■ WHAT THE TASK REQUIRES ■
The data must be returned in full and exactly as given.

....................

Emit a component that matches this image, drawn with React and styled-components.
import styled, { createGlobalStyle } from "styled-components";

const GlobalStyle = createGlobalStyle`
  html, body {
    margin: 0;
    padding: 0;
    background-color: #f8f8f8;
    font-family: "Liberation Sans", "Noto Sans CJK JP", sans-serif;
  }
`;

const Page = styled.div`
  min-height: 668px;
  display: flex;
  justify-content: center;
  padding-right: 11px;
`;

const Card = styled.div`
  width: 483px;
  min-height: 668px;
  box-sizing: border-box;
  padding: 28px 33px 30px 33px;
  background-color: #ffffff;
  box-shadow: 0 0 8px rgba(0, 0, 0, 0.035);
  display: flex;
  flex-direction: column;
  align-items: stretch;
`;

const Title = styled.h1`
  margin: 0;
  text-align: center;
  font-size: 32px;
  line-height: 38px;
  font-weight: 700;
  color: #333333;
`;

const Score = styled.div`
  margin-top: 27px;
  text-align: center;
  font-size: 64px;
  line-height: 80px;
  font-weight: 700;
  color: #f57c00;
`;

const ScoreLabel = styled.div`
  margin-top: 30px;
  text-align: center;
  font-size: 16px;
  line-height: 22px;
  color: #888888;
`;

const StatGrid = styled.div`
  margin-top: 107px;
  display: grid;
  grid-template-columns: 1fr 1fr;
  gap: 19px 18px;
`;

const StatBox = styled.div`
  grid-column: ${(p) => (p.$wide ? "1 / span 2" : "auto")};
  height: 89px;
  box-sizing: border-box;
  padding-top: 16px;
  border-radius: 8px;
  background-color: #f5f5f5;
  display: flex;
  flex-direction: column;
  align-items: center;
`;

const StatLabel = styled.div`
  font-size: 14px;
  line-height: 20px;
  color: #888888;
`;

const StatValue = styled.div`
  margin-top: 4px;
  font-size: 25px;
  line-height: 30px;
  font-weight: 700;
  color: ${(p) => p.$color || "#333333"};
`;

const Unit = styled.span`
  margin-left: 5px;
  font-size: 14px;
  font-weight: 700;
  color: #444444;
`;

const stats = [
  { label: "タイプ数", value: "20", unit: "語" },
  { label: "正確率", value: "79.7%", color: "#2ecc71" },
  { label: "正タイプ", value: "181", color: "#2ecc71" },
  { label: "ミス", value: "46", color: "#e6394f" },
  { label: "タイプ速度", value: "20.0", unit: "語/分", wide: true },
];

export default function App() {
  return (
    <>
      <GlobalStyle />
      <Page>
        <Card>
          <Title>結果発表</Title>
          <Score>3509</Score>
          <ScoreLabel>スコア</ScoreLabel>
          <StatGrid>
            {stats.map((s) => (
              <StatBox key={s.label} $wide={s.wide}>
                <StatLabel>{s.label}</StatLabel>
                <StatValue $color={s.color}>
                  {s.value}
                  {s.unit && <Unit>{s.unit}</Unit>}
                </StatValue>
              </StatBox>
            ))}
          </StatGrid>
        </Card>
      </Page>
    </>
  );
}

....................

■ WORKED SOLUTION ■
Emit a component that matches this image, drawn with React and styled-components.
import styled, { createGlobalStyle } from "styled-components";

const GlobalStyle = createGlobalStyle`
  html, body {
    margin: 0;
    padding: 0;
    background-color: #f8f8f8;
    font-family: "Liberation Sans", "Noto Sans CJK JP", sans-serif;
  }
`;

const Page = styled.div`
  min-height: 668px;
  display: flex;
  justify-content: center;
  padding-right: 11px;
`;

const Card = styled.div`
  width: 483px;
  min-height: 668px;
  box-sizing: border-box;
  padding: 28px 33px 30px 33px;
  background-color: #ffffff;
  box-shadow: 0 0 8px rgba(0, 0, 0, 0.035);
  display: flex;
  flex-direction: column;
  align-items: stretch;
`;

const Title = styled.h1`
  margin: 0;
  text-align: center;
  font-size: 32px;
  line-height: 38px;
  font-weight: 700;
  color: #333333;
`;

const Score = styled.div`
  margin-top: 27px;
  text-align: center;
  font-size: 64px;
  line-height: 80px;
  font-weight: 700;
  color: #f57c00;
`;

const ScoreLabel = styled.div`
  margin-top: 30px;
  text-align: center;
  font-size: 16px;
  line-height: 22px;
  color: #888888;
`;

const StatGrid = styled.div`
  margin-top: 107px;
  display: grid;
  grid-template-columns: 1fr 1fr;
  gap: 19px 18px;
`;

const StatBox = styled.div`
  grid-column: ${(p) => (p.$wide ? "1 / span 2" : "auto")};
  height: 89px;
  box-sizing: border-box;
  padding-top: 16px;
  border-radius: 8px;
  background-color: #f5f5f5;
  display: flex;
  flex-direction: column;
  align-items: center;
`;

const StatLabel = styled.div`
  font-size: 14px;
  line-height: 20px;
  color: #888888;
`;

const StatValue = styled.div`
  margin-top: 4px;
  font-size: 25px;
  line-height: 30px;
  font-weight: 700;
  color: ${(p) => p.$color || "#333333"};
`;

const Unit = styled.span`
  margin-left: 5px;
  font-size: 14px;
  font-weight: 700;
  color: #444444;
`;

const stats = [
  { label: "タイプ数", value: "20", unit: "語" },
  { label: "正確率", value: "79.7%", color: "#2ecc71" },
  { label: "正タイプ", value: "181", color: "#2ecc71" },
  { label: "ミス", value: "46", color: "#e6394f" },
  { label: "タイプ速度", value: "20.0", unit: "語/分", wide: true },
];

export default function App() {
  return (
    <>
      <GlobalStyle />
      <Page>
        <Card>
          <Title>結果発表</Title>
          <Score>3509</Score>
          <ScoreLabel>スコア</ScoreLabel>
          <StatGrid>
            {stats.map((s) => (
              <StatBox key={s.label} $wide={s.wide}>
                <StatLabel>{s.label}</StatLabel>
                <StatValue $color={s.color}>
                  {s.value}
                  {s.unit && <Unit>{s.unit}</Unit>}
                </StatValue>
              </StatBox>
            ))}
          </StatGrid>
        </Card>
      </Page>
    </>
  );
}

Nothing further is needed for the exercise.